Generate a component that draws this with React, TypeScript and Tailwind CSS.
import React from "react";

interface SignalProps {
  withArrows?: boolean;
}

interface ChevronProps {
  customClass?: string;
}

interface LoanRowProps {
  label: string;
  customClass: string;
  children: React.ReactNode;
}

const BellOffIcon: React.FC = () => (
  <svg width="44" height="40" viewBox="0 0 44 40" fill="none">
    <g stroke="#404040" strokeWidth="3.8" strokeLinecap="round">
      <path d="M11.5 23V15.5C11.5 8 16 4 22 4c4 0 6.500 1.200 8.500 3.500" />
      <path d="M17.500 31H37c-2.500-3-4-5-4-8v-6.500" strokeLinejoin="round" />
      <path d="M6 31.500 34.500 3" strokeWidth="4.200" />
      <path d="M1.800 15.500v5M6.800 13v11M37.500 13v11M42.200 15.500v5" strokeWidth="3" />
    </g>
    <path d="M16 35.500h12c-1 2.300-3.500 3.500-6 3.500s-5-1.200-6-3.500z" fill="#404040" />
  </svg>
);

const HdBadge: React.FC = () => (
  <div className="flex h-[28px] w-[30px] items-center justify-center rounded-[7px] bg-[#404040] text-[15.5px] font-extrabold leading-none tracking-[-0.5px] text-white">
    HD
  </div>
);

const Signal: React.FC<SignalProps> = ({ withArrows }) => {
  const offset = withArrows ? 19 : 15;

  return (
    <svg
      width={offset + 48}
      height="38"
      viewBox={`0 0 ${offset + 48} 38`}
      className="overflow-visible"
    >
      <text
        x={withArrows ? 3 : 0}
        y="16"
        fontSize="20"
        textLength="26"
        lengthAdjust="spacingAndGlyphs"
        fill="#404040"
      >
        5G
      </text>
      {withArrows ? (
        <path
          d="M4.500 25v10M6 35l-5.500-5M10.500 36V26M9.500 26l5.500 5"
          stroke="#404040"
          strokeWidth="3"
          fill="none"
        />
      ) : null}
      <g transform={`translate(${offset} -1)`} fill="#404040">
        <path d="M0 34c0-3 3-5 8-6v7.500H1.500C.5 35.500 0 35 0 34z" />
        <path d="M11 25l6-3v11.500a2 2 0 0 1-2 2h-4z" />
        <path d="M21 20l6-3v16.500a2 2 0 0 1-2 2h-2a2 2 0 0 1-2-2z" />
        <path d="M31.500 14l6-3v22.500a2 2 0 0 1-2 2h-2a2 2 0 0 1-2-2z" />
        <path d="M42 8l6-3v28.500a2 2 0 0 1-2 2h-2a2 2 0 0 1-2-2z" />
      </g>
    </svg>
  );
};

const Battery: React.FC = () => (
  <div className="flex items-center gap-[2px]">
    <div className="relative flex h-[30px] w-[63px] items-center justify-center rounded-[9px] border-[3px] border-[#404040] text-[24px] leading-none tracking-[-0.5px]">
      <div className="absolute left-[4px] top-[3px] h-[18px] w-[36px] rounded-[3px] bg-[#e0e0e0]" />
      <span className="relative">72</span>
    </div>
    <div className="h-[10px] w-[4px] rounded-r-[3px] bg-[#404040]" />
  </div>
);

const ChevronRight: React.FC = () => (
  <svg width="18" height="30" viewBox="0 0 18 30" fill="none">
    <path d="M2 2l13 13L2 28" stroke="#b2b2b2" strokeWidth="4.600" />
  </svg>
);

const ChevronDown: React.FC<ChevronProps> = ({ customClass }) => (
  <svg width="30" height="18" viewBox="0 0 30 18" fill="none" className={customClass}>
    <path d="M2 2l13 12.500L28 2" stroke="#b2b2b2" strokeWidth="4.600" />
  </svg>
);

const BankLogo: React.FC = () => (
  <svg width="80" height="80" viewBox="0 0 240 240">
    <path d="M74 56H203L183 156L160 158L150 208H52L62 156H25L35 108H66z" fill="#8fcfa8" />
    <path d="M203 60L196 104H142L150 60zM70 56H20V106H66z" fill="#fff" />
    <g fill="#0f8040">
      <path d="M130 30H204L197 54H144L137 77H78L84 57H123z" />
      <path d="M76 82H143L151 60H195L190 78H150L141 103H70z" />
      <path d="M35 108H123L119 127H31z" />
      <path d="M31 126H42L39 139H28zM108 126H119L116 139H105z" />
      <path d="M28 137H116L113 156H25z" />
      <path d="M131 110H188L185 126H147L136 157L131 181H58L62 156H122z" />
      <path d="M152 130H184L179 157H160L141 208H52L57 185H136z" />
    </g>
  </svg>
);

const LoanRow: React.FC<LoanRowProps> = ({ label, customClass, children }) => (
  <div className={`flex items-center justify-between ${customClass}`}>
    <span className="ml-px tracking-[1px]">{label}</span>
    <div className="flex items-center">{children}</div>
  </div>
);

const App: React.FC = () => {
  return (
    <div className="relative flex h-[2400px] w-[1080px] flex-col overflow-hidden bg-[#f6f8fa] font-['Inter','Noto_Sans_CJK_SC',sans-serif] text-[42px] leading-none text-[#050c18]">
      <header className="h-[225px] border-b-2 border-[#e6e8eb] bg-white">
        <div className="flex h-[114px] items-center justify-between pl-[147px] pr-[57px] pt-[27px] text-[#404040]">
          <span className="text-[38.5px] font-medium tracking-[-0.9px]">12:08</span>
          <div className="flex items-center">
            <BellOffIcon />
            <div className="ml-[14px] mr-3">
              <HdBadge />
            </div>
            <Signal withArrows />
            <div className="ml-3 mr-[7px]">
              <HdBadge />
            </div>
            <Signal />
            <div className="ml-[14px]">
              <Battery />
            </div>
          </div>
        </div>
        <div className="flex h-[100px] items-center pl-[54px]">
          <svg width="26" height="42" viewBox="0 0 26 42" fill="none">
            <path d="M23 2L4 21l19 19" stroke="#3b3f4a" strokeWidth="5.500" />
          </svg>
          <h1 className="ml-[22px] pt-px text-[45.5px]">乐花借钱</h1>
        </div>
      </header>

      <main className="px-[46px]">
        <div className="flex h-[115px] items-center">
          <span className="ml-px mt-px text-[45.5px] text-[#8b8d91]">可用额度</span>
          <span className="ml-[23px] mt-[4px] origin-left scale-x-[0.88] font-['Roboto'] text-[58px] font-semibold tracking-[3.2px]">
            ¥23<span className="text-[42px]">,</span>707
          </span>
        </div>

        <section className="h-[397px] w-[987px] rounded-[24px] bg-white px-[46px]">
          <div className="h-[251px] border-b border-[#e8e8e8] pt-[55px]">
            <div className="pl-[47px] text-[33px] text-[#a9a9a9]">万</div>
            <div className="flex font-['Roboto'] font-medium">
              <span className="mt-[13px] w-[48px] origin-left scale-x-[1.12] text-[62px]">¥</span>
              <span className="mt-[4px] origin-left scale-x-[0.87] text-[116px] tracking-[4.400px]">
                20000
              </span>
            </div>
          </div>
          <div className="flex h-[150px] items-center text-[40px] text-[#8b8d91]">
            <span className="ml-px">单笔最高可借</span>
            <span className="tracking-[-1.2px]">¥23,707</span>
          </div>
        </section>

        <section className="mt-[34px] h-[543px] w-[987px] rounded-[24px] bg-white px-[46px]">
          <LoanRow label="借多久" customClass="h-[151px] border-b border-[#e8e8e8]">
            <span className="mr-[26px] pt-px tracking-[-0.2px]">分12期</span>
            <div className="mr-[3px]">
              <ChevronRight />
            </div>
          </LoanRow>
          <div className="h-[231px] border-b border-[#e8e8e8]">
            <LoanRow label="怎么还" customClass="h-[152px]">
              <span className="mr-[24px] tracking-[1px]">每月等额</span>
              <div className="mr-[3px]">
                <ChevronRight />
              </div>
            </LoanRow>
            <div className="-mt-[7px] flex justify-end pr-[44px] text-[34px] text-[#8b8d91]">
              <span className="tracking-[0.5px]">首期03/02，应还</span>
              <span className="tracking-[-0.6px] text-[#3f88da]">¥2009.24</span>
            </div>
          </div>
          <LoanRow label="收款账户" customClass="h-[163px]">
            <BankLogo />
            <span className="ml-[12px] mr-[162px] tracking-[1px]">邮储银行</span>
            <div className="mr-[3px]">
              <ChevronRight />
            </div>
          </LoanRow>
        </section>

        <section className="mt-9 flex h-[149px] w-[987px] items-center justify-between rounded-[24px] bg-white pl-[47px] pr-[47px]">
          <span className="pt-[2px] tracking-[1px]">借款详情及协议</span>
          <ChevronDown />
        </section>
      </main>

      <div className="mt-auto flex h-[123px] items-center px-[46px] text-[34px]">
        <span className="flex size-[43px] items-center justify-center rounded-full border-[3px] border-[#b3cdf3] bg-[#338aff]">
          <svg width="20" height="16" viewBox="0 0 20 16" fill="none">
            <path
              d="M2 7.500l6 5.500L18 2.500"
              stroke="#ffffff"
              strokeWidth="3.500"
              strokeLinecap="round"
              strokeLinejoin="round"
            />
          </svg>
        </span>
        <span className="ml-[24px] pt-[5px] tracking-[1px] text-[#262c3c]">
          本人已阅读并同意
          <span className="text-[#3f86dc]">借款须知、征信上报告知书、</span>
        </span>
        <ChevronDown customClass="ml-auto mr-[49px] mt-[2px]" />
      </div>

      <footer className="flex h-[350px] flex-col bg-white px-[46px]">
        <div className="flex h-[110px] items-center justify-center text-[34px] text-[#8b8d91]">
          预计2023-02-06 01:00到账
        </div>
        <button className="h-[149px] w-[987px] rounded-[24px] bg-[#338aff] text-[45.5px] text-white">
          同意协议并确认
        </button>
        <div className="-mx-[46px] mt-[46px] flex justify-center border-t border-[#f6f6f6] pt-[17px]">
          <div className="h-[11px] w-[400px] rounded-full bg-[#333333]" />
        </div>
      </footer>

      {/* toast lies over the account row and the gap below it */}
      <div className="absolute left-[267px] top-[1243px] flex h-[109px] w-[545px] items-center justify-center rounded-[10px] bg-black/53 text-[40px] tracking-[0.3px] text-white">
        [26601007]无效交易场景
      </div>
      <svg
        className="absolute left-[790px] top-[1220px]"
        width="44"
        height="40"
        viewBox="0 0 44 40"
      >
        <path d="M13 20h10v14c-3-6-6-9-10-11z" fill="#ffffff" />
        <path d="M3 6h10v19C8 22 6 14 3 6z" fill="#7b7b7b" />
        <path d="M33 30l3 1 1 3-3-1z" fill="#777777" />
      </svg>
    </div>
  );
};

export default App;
* * *
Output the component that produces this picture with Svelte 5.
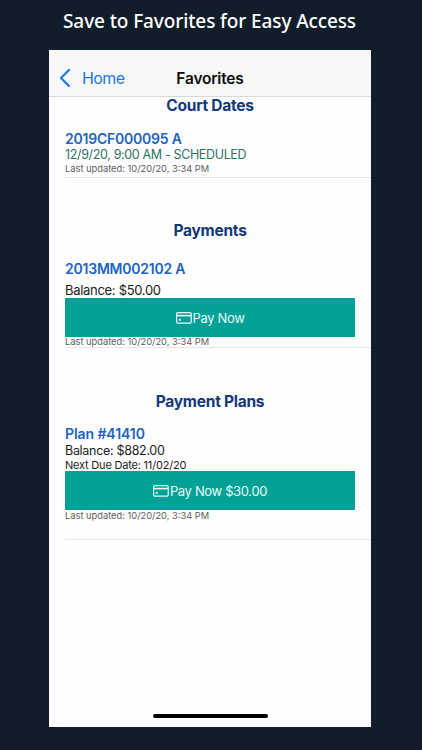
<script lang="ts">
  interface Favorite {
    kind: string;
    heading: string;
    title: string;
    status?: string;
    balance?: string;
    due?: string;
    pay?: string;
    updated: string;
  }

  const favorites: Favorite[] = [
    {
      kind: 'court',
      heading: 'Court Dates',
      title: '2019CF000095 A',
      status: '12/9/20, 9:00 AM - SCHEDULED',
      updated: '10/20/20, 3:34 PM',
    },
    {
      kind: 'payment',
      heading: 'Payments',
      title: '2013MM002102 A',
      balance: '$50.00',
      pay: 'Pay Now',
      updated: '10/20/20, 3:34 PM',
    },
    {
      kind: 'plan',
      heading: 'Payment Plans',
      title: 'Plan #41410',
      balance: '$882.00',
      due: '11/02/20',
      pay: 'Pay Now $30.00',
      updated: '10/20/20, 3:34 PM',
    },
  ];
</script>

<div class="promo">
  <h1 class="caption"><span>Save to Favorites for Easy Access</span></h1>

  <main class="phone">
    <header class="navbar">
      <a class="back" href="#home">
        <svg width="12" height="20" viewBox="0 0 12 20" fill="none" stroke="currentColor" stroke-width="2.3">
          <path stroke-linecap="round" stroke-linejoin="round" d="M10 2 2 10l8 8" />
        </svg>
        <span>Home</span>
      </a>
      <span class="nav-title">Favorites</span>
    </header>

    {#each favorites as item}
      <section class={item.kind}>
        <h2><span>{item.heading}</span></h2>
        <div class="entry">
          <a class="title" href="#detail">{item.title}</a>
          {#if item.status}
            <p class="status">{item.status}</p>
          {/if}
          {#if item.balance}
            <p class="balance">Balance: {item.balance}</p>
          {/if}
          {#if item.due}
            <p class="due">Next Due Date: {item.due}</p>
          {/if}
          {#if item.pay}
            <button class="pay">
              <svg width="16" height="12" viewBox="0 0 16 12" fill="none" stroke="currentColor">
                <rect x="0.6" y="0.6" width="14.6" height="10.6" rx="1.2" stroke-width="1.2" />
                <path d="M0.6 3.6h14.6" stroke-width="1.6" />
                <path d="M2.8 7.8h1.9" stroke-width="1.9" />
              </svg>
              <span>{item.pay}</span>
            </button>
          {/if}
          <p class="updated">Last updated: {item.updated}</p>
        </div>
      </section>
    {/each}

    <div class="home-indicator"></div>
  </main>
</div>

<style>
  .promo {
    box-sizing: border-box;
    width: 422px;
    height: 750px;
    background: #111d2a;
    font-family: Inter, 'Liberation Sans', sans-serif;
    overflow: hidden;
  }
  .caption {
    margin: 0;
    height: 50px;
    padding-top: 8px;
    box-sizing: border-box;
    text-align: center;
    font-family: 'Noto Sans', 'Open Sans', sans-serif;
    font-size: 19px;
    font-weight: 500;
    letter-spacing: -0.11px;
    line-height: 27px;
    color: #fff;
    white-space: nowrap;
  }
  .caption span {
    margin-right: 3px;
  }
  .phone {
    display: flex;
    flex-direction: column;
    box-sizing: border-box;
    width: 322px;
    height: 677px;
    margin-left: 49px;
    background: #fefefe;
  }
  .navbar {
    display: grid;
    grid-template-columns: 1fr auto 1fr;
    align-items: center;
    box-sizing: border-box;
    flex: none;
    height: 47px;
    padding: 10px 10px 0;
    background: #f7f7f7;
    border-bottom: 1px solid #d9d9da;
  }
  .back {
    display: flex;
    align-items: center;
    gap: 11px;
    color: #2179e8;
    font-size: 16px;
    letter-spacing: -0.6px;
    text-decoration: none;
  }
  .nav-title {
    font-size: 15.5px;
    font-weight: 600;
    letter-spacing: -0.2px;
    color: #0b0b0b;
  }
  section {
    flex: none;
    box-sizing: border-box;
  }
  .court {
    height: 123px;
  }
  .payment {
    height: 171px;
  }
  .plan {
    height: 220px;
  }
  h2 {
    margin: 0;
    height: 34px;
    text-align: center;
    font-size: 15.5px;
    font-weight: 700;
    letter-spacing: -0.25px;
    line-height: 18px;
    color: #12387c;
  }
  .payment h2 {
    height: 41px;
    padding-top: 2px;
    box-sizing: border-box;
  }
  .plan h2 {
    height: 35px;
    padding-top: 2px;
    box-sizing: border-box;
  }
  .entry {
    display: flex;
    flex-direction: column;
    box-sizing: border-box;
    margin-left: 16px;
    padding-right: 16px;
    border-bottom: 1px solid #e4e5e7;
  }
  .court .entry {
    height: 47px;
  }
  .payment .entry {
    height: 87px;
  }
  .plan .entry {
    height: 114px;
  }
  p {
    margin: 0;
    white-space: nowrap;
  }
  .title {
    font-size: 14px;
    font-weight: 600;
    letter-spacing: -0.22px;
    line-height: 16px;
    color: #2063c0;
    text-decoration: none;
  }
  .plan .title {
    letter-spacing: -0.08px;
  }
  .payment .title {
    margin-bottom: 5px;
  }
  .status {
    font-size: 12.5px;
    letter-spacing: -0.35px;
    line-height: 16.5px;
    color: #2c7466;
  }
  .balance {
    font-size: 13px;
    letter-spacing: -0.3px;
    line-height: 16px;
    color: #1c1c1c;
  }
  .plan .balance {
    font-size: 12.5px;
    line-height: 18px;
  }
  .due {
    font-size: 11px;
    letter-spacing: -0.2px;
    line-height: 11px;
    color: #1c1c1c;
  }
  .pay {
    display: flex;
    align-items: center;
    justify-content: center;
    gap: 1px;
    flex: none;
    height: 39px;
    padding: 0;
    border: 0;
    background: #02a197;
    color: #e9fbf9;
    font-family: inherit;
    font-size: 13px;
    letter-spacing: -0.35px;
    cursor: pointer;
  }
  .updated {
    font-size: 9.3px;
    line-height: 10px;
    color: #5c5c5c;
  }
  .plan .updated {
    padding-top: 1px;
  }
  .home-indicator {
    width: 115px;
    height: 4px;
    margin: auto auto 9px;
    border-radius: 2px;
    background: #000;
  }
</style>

• **THE EXERCISE**
Above are the records. Copy the lines beginning at the one that has "Generate a component" and ending with the one that has "const offset = withArrows ? 19 : 15;", unchanged.

• **SOLVED PROBLEM**
Generate a component that draws this with React, TypeScript and Tailwind CSS.
import React from "react";

interface SignalProps {
  withArrows?: boolean;
}

interface ChevronProps {
  customClass?: string;
}

interface LoanRowProps {
  label: string;
  customClass: string;
  children: React.ReactNode;
}

const BellOffIcon: React.FC = () => (
  <svg width="44" height="40" viewBox="0 0 44 40" fill="none">
    <g stroke="#404040" strokeWidth="3.8" strokeLinecap="round">
      <path d="M11.5 23V15.5C11.5 8 16 4 22 4c4 0 6.500 1.200 8.500 3.500" />
      <path d="M17.500 31H37c-2.500-3-4-5-4-8v-6.500" strokeLinejoin="round" />
      <path d="M6 31.500 34.500 3" strokeWidth="4.200" />
      <path d="M1.800 15.500v5M6.800 13v11M37.500 13v11M42.200 15.500v5" strokeWidth="3" />
    </g>
    <path d="M16 35.500h12c-1 2.300-3.500 3.500-6 3.500s-5-1.200-6-3.500z" fill="#404040" />
  </svg>
);

const HdBadge: React.FC = () => (
  <div className="flex h-[28px] w-[30px] items-center justify-center rounded-[7px] bg-[#404040] text-[15.5px] font-extrabold leading-none tracking-[-0.5px] text-white">
    HD
  </div>
);

const Signal: React.FC<SignalProps> = ({ withArrows }) => {
  const offset = withArrows ? 19 : 15;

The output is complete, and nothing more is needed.